Businesses are dynamic entities that must continually adapt to various factors to maintain stability and growth. Here, finances play an imperative role in managing business operations. Generally, businesses can leverage two types of loans to support their operations and expansion: a working capital loan and a term loan.
However, the two types of loans have different purposes, benefits, and features. So, here’s a detailed explanation of all the factors differentiating them. Read on to find which option best suits your business goals.
A working capital loan is the loan financial institutions provide to cover your business’s daily expenses. These usually include inventory purchases, employee payroll, rent, utility bills, and more, helping to keep the business running smoothly without disrupting your cash flow.
A working capital loan typically covers all these short-term financial needs, with a repayment schedule lasting from a few months to a year. Depending on the lender’s policies and the borrower’s creditworthiness, a working capital loan can be secured or unsecured.
A business term loan is usually a long-term loan provided by banks and financial institutions. It has a fixed loan amount you can repay over a fixed interest rate and a pre-determined tenure. This repayment tenure often ranges from a year to a decade or even more.
Unlike a working capital loan, you can use term loans for various purposes, including purchasing equipment, expanding facilities, repaying existing debt, or making long-term investments. A business term loan typically requires collateral, such as property or equipment, to mitigate the lender’s risk for lending a large sum of money.
While working capital and term loans are essential for business financing, they differ in several key aspects. Understanding these differences will help you choose the right type of loan based on your business needs.
A working capital loan has a shorter and more flexible repayment period because it covers short-term operational costs. Conversely, a term loan is intended to cover long-term business goals, making it ideal for substantial capital investments with extended repayment periods. Due to their distinct purposes, the repayment durations for these loans naturally differ.
Both types of loans serve different purposes. A working capital loan helps finance day-to-day business expenses, providing finances for smooth business operations without cash flow gaps. A term loan is generally used for long-term investment purposes. Companies often use a term loan to fund expansion projects, purchase new equipment, or cover large capital expenses that promise future growth.
Obtaining a working capital loan is much easier for borrowers with a good credit history than getting a term loan. A term loan often requires extensive documentation, including detailed financial statements to gauge the company’s financial health and collateral-related documents. All these documents and procedures make the overall loan application and approval process a bit lengthy.
However, platforms like Quid offer minimal documentation and instant approvals, making it much easier to match, apply for, and secure a business loan in just a few steps.

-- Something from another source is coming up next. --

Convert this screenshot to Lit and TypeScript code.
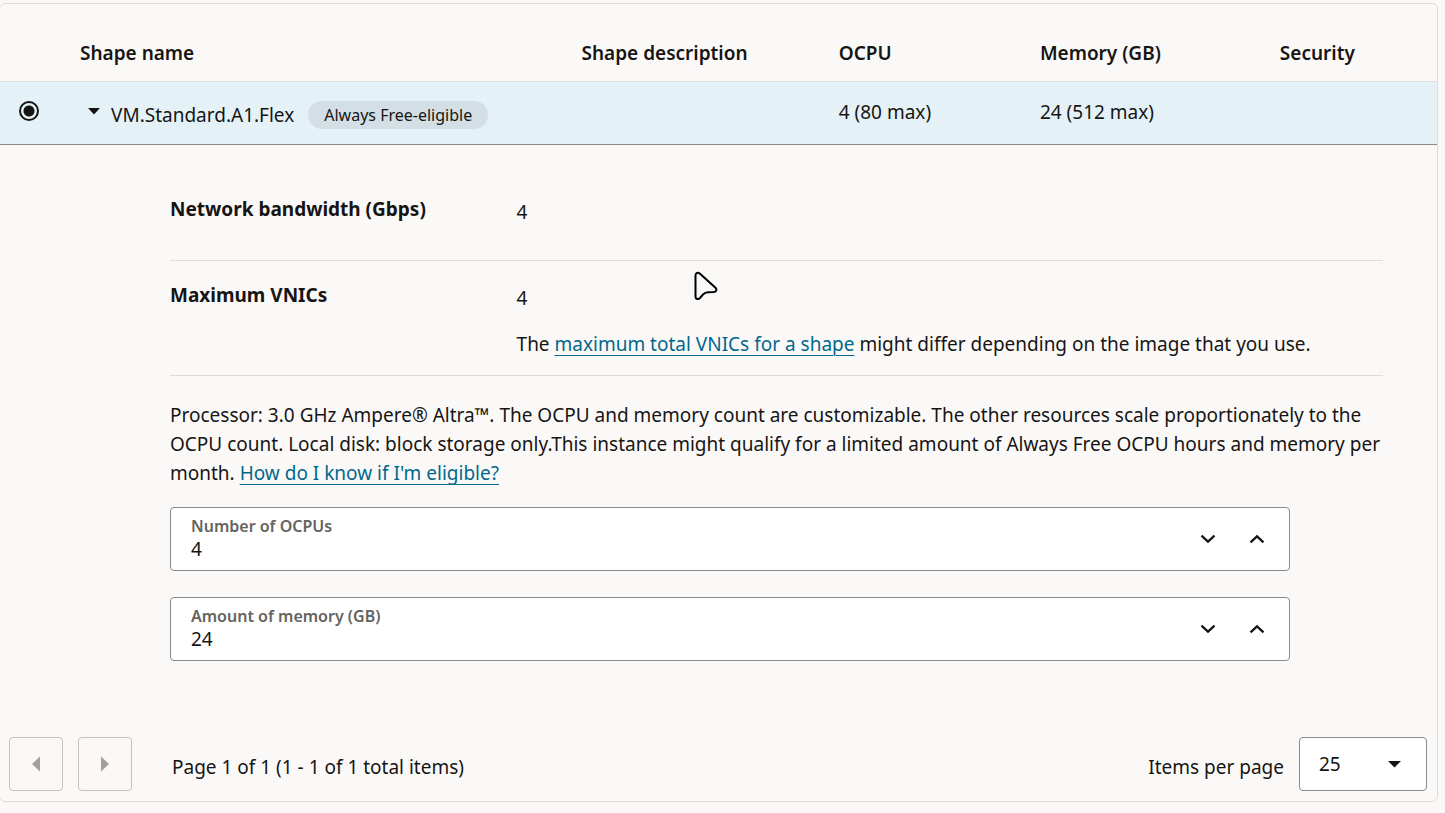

A working capital loan functions differently than a business term loan in the case of a loan repayment structure. A working capital loan usually has flexible repayment terms, which can be adjusted according to the business’s cash flow patterns. However, a term loan has fixed instalments and tenure, which allows companies to plan and align their finances accordingly.
A working capital loan typically offers smaller amounts suitable for operational expenses – not ideal for large-scale investments but for keeping the business running smoothly during slow periods. A business term loan, however, provides a larger sum of money for long-term investments and growth opportunities.
Working capital loan interest rates are often higher than those for a term loan. A higher interest rate usually reflects the shorter loan period and the increased lender’s risk for offering an unsecured business loan. On the contrary, a business term loan has a lower interest rate, especially when secured with collateral.
A working capital loan is generally unsecured and does not require any collateral. This lack of security makes it accessible to businesses that may not have significant assets to pledge. On the other hand, a business term loan often requires collateral to get the loan. It gives banks/financial institutions reassurance and reduces their risk, which can result in more favourable loan terms for the borrower.
Deciding between a working capital loan and a business term loan depends on your business’s specific needs and financial health. A working capital loan may be better if your business requires quick, short-term financing to manage cash flow or cover immediate expenses. However, a term loan may provide structured, long-term financing needed to invest significantly or expand your business.
Overall, a working capital loan and a business term loan are two distinct financing options serving different purposes. A working capital loan usually addresses short-term cash flow needs, while a business term loan provides long-term financing for investments and capital expenditures.
Knowing these differences will help you choose the most suitable option for your business and secure adequate financing to support in managing operations and scaling expansion.